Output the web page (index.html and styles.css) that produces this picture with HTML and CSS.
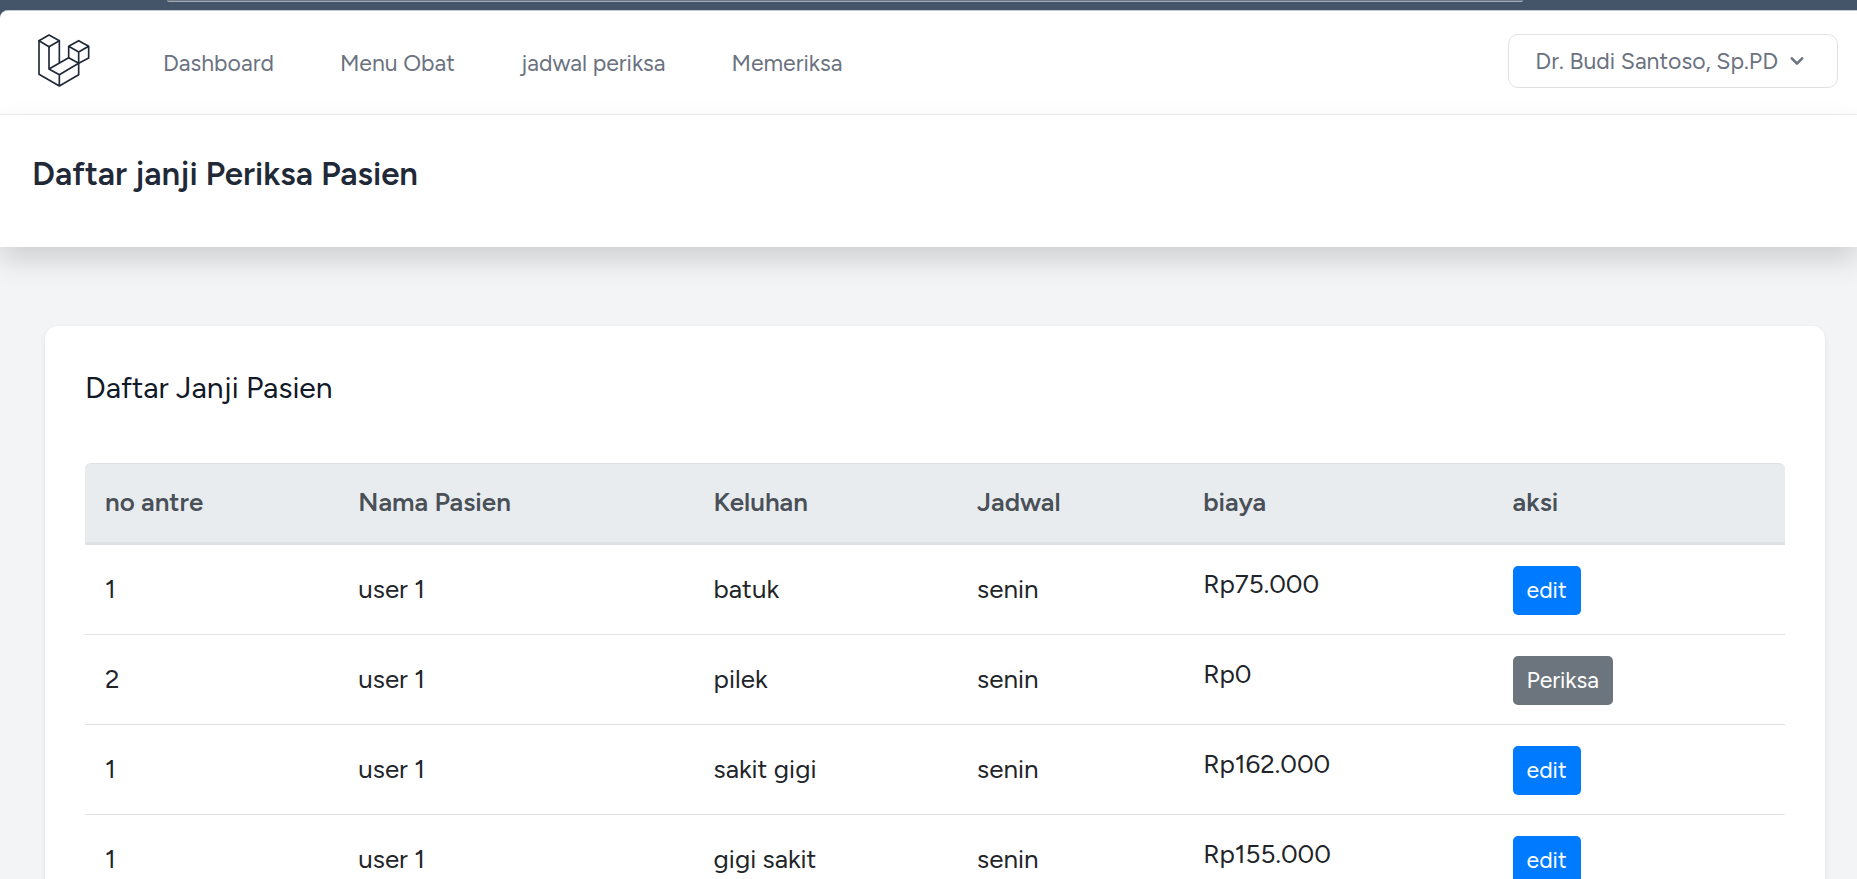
FILE: index.html
```html
<!DOCTYPE html>
<html lang="id">
<head>
<meta charset="utf-8">
<title>Daftar janji Periksa Pasien</title>
<link rel="stylesheet" href="styles.css">
</head>
<body>
<div class="browser-bar"><div class="address"></div></div>
<div class="page">
  <nav class="nav">
    <a class="logo" href="#" aria-label="Beranda">
      <svg viewBox="114 104 156 159" fill="none" stroke="#1f2937" stroke-width="5" stroke-linejoin="round" stroke-linecap="round">
        <path d="M147 107L178 124L147 142L117 124Z"/>
        <path d="M117 124V225L178 260L236 226V192M147 142V209L178 226V260M178 124V191M147 209L206 175M178 226L236 192"/>
        <path d="M236 124L266 141L236 158L206 141ZM206 141V175L236 192L266 176V141M236 158V192"/>
      </svg>
    </a>
    <div class="links">
      <a href="#">Dashboard</a>
      <a href="#">Menu Obat</a>
      <a href="#">jadwal periksa</a>
      <a href="#">Memeriksa</a>
    </div>
    <button class="user" type="button">Dr. Budi Santoso, Sp.PD
      <svg viewBox="0 0 20 20" fill="currentColor"><path fill-rule="evenodd" d="M5.293 7.293a1 1 0 011.414 0L10 10.586l3.293-3.293a1 1 0 111.414 1.414l-4 4a1 1 0 01-1.414 0l-4-4a1 1 0 010-1.414z"/></svg>
    </button>
  </nav>
  <header class="header"><h1>Daftar janji Periksa Pasien</h1></header>
  <main class="main">
    <section class="card">
      <h2>Daftar Janji Pasien</h2>
      <table class="table">
        <colgroup><col class="c-no"><col class="c-nama"><col class="c-keluhan"><col class="c-jadwal"><col class="c-biaya"><col class="c-aksi"></colgroup>
        <thead><tr><th>no antre</th><th>Nama Pasien</th><th>Keluhan</th><th>Jadwal</th><th>biaya</th><th>aksi</th></tr></thead>
        <tbody>
          <tr><td>1</td><td>user 1</td><td>batuk</td><td>senin</td><td class="fee">Rp75.000</td><td class="action"><a class="btn edit" href="#">edit</a></td></tr>
          <tr><td>2</td><td>user 1</td><td>pilek</td><td>senin</td><td class="fee">Rp0</td><td class="action"><a class="btn check" href="#">Periksa</a></td></tr>
          <tr><td>1</td><td>user 1</td><td>sakit gigi</td><td>senin</td><td class="fee">Rp162.000</td><td class="action"><a class="btn edit" href="#">edit</a></td></tr>
          <tr><td>1</td><td>user 1</td><td>gigi sakit</td><td>senin</td><td class="fee">Rp155.000</td><td class="action"><a class="btn edit" href="#">edit</a></td></tr>
        </tbody>
      </table>
    </section>
  </main>
</div>
</body>
</html>
```
FILE: styles.css
```css
* { box-sizing: border-box; }
html { height: 100%; }
body {
  margin: 0;
  height: 100%;
  overflow: hidden;
  display: flex;
  flex-direction: column;
  background: #455569;
  color: #212529;
  font-family: Figtree, Lato, "Open Sans", sans-serif;
  font-size: 26px;
  line-height: 40px;
}
a { color: inherit; text-decoration: none; }
h1, h2 { margin: 0; }

.browser-bar { height: 10px; padding: 0 18% 0 9%; flex: none; }
.address {
  height: 2px;
  background: #6c7787;
  border-bottom: 1px solid #a3abb5;
  border-radius: 0 0 8px 8px;
}

.page {
  flex: 1;
  min-height: 0;
  overflow: hidden;
  background: #f3f4f6;
  border-top: 1px solid #c3c8ce;
  border-top-left-radius: 8px;
}

.nav {
  display: flex;
  align-items: center;
  height: 104px;
  padding: 0 19px 4px 38px;
  background: #fff;
  border-bottom: 1px solid #eceef0;
  font-size: 23px;
  color: #6b7280;
}
.logo { display: flex; }
.logo svg { width: 52px; height: 53px; }
.links { display: flex; gap: 66px; padding: 4px 0 0 73px; }
.user {
  display: flex;
  align-items: center;
  gap: 6px;
  margin-left: auto;
  height: 54px;
  padding: 0 27px 0 26px;
  background: #fff;
  border: 1px solid #e0e2e5;
  border-radius: 10px;
  font: inherit;
  color: inherit;
}
.user svg { width: 26px; height: 26px; }

.header {
  position: relative;
  padding: 39px 32px 53px;
  background: #fff;
  box-shadow: 0 13px 26px rgba(0, 0, 0, 0.15);
}
.header h1 { font-size: 33px; font-weight: 600; color: #1f2937; }

.main { padding: 79px 32px 0 45px; }
.card {
  padding: 40px 40px 60px;
  background: #fff;
  border-radius: 13px;
  box-shadow: 0 2px 5px rgba(0, 0, 0, 0.08);
}
.card h2 { font-size: 30px; font-weight: 400; color: #111827; line-height: 44px; margin-bottom: 53px; }

.table {
  width: 100%;
  table-layout: fixed;
  border-collapse: separate;
  border-spacing: 0;
}
.c-no { width: 14.9%; }
.c-nama { width: 20.9%; }
.c-keluhan { width: 15.5%; }
.c-jadwal { width: 13.3%; }
.c-biaya { width: 18.2%; }
.c-aksi { width: 17.2%; }
.table th {
  height: 82px;
  padding: 0 20px 2px;
  background: #e9ecef;
  border-top: 1px solid #dee2e6;
  border-bottom: 3px solid #dee2e6;
  color: #495057;
  font-weight: 600;
  text-align: left;
}
.table th:first-child { border-top-left-radius: 6px; }
.table th:last-child { border-top-right-radius: 6px; }
.table td {
  height: 90px;
  padding: 19px 20px 21px;
  line-height: 36px;
  border-bottom: 1px solid #dee2e6;
  vertical-align: middle;
}
.table td.fee { padding-top: 21px; vertical-align: top; }
.table td.action { padding-top: 21px; padding-bottom: 19px; }
.btn {
  display: block;
  width: fit-content;
  padding: 7px 14px;
  border-radius: 5px;
  font-size: 23px;
  line-height: 35px;
  color: #fff;
}
.edit { background: #007bff; }
.check { background: #6c757d; }
```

===============

▶ _WHAT YOU SHOULD DO_: Omit every picture, then reproduce the rest of the listing exactly.

▶ _ANSWER TO THE TASK_:
Output the web page (index.html and styles.css) that produces this picture with HTML and CSS.
FILE: index.html
```html
<!DOCTYPE html>
<html lang="id">
<head>
<meta charset="utf-8">
<title>Daftar janji Periksa Pasien</title>
<link rel="stylesheet" href="styles.css">
</head>
<body>
<div class="browser-bar"><div class="address"></div></div>
<div class="page">
  <nav class="nav">
    <a class="logo" href="#" aria-label="Beranda">
      <svg viewBox="114 104 156 159" fill="none" stroke="#1f2937" stroke-width="5" stroke-linejoin="round" stroke-linecap="round">
        <path d="M147 107L178 124L147 142L117 124Z"/>
        <path d="M117 124V225L178 260L236 226V192M147 142V209L178 226V260M178 124V191M147 209L206 175M178 226L236 192"/>
        <path d="M236 124L266 141L236 158L206 141ZM206 141V175L236 192L266 176V141M236 158V192"/>
      </svg>
    </a>
    <div class="links">
      <a href="#">Dashboard</a>
      <a href="#">Menu Obat</a>
      <a href="#">jadwal periksa</a>
      <a href="#">Memeriksa</a>
    </div>
    <button class="user" type="button">Dr. Budi Santoso, Sp.PD
      <svg viewBox="0 0 20 20" fill="currentColor"><path fill-rule="evenodd" d="M5.293 7.293a1 1 0 011.414 0L10 10.586l3.293-3.293a1 1 0 111.414 1.414l-4 4a1 1 0 01-1.414 0l-4-4a1 1 0 010-1.414z"/></svg>
    </button>
  </nav>
  <header class="header"><h1>Daftar janji Periksa Pasien</h1></header>
  <main class="main">
    <section class="card">
      <h2>Daftar Janji Pasien</h2>
      <table class="table">
        <colgroup><col class="c-no"><col class="c-nama"><col class="c-keluhan"><col class="c-jadwal"><col class="c-biaya"><col class="c-aksi"></colgroup>
        <thead><tr><th>no antre</th><th>Nama Pasien</th><th>Keluhan</th><th>Jadwal</th><th>biaya</th><th>aksi</th></tr></thead>
        <tbody>
          <tr><td>1</td><td>user 1</td><td>batuk</td><td>senin</td><td class="fee">Rp75.000</td><td class="action"><a class="btn edit" href="#">edit</a></td></tr>
          <tr><td>2</td><td>user 1</td><td>pilek</td><td>senin</td><td class="fee">Rp0</td><td class="action"><a class="btn check" href="#">Periksa</a></td></tr>
          <tr><td>1</td><td>user 1</td><td>sakit gigi</td><td>senin</td><td class="fee">Rp162.000</td><td class="action"><a class="btn edit" href="#">edit</a></td></tr>
          <tr><td>1</td><td>user 1</td><td>gigi sakit</td><td>senin</td><td class="fee">Rp155.000</td><td class="action"><a class="btn edit" href="#">edit</a></td></tr>
        </tbody>
      </table>
    </section>
  </main>
</div>
</body>
</html>
```
FILE: styles.css
```css
* { box-sizing: border-box; }
html { height: 100%; }
body {
  margin: 0;
  height: 100%;
  overflow: hidden;
  display: flex;
  flex-direction: column;
  background: #455569;
  color: #212529;
  font-family: Figtree, Lato, "Open Sans", sans-serif;
  font-size: 26px;
  line-height: 40px;
}
a { color: inherit; text-decoration: none; }
h1, h2 { margin: 0; }

.browser-bar { height: 10px; padding: 0 18% 0 9%; flex: none; }
.address {
  height: 2px;
  background: #6c7787;
  border-bottom: 1px solid #a3abb5;
  border-radius: 0 0 8px 8px;
}

.page {
  flex: 1;
  min-height: 0;
  overflow: hidden;
  background: #f3f4f6;
  border-top: 1px solid #c3c8ce;
  border-top-left-radius: 8px;
}

.nav {
  display: flex;
  align-items: center;
  height: 104px;
  padding: 0 19px 4px 38px;
  background: #fff;
  border-bottom: 1px solid #eceef0;
  font-size: 23px;
  color: #6b7280;
}
.logo { display: flex; }
.logo svg { width: 52px; height: 53px; }
.links { display: flex; gap: 66px; padding: 4px 0 0 73px; }
.user {
  display: flex;
  align-items: center;
  gap: 6px;
  margin-left: auto;
  height: 54px;
  padding: 0 27px 0 26px;
  background: #fff;
  border: 1px solid #e0e2e5;
  border-radius: 10px;
  font: inherit;
  color: inherit;
}
.user svg { width: 26px; height: 26px; }

.header {
  position: relative;
  padding: 39px 32px 53px;
  background: #fff;
  box-shadow: 0 13px 26px rgba(0, 0, 0, 0.15);
}
.header h1 { font-size: 33px; font-weight: 600; color: #1f2937; }

.main { padding: 79px 32px 0 45px; }
.card {
  padding: 40px 40px 60px;
  background: #fff;
  border-radius: 13px;
  box-shadow: 0 2px 5px rgba(0, 0, 0, 0.08);
}
.card h2 { font-size: 30px; font-weight: 400; color: #111827; line-height: 44px; margin-bottom: 53px; }

.table {
  width: 100%;
  table-layout: fixed;
  border-collapse: separate;
  border-spacing: 0;
}
.c-no { width: 14.9%; }
.c-nama { width: 20.9%; }
.c-keluhan { width: 15.5%; }
.c-jadwal { width: 13.3%; }
.c-biaya { width: 18.2%; }
.c-aksi { width: 17.2%; }
.table th {
  height: 82px;
  padding: 0 20px 2px;
  background: #e9ecef;
  border-top: 1px solid #dee2e6;
  border-bottom: 3px solid #dee2e6;
  color: #495057;
  font-weight: 600;
  text-align: left;
}
.table th:first-child { border-top-left-radius: 6px; }
.table th:last-child { border-top-right-radius: 6px; }
.table td {
  height: 90px;
  padding: 19px 20px 21px;
  line-height: 36px;
  border-bottom: 1px solid #dee2e6;
  vertical-align: middle;
}
.table td.fee { padding-top: 21px; vertical-align: top; }
.table td.action { padding-top: 21px; padding-bottom: 19px; }
.btn {
  display: block;
  width: fit-content;
  padding: 7px 14px;
  border-radius: 5px;
  font-size: 23px;
  line-height: 35px;
  color: #fff;
}
.edit { background: #007bff; }
.check { background: #6c757d; }
```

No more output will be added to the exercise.